One of the projects that I was allowed to see on the highly classified site was the newly renovated systems integration lab where a team of engineers is currently carrying out a £1bn contract to upgrade the Warrior armoured fighting vehicle for the British Army.
“The UK should use any capability that we can from where ever we can get it and leverage other people’s money because we are only a small country” – Alan McCormick, Vice President and MD, Lockheed Martin UK
The contract, LM UK’s biggest, saw £642m directly awarded to Ampthill and should be completed by 2018 with the Warrior in service until 2040. The lab features a £1m rig capable of testing 8 tonnes of turret, simulating difficult to replicate real world conditions.
Lockheed Martin UK is now using its vehicle turret systems expertise to target overseas markets in Europe and the Middle East, drawing on this knowledge which it hopes will provide further businesses opportunities for its extensive UK land systems supplier base, which numbers some 800 companies.
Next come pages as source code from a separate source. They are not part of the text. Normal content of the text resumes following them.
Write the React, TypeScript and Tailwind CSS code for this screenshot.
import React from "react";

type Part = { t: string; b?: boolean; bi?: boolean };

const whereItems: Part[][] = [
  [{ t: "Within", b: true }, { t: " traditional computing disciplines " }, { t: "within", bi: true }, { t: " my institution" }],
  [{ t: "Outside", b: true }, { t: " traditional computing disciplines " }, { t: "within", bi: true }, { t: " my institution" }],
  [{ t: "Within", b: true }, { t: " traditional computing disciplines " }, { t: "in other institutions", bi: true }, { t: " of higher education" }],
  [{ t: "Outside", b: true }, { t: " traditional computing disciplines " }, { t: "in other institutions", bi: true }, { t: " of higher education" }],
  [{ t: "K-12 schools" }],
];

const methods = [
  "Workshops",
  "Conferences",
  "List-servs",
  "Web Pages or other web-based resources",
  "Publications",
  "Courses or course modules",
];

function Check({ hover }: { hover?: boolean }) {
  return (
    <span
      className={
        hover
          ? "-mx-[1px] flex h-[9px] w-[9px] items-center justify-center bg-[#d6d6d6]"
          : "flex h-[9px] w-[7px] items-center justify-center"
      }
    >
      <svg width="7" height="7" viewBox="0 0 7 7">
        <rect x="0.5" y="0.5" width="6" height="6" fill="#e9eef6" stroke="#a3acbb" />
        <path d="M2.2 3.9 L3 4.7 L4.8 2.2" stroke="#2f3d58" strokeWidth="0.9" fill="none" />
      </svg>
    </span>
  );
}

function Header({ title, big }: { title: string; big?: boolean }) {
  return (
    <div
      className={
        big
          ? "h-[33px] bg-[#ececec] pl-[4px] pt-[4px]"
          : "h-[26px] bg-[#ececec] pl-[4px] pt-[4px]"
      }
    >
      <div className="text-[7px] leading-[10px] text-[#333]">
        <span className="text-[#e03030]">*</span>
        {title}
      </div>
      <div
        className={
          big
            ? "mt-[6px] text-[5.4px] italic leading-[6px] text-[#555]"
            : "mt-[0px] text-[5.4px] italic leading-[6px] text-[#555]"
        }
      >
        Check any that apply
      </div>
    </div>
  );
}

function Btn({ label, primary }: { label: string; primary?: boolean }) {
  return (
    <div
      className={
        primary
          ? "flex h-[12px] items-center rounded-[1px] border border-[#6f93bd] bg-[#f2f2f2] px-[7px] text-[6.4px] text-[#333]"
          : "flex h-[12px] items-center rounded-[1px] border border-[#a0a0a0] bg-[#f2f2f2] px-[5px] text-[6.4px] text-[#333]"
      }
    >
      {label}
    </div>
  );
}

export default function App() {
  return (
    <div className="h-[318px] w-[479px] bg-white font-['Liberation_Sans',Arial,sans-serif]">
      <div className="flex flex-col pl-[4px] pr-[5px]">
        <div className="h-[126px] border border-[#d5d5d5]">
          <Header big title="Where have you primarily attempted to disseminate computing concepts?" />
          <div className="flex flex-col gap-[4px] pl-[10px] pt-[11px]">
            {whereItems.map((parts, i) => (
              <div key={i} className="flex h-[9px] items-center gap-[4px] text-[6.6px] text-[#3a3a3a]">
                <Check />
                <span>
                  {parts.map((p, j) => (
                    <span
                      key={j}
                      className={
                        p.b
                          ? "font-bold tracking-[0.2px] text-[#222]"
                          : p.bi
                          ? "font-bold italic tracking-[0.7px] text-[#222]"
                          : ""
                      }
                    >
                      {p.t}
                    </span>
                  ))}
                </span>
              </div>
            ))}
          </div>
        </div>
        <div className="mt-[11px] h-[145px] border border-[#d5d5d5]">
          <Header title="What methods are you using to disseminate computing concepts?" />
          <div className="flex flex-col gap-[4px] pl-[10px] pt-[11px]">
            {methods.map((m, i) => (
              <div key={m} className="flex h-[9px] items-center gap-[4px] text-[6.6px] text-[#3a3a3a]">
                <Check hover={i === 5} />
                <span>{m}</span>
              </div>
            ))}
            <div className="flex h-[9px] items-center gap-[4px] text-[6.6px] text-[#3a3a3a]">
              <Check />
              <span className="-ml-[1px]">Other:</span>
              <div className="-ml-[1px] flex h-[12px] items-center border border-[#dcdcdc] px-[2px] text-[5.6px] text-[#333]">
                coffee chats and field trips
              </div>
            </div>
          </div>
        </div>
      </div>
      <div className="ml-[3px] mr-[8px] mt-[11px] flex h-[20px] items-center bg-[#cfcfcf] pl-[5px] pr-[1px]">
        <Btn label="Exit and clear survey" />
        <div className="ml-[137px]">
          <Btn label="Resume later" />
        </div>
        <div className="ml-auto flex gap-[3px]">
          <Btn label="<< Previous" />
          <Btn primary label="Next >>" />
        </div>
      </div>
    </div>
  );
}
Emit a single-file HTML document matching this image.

Part of LM UK’s business model is based on bringing United States-developed technology into the UK. Alan McCormick, vice president and MD at LM UK said: “The UK should use any capability that we can from wherever we can get it and leverage other people’s money because we are only a small country.
“We are not just a shop window like some subsidiaries. I’ve sat in classified meetings where it is clear that the UK is leveraging far more into the US than the other way round. We are exporting higher level UK technology into the US.”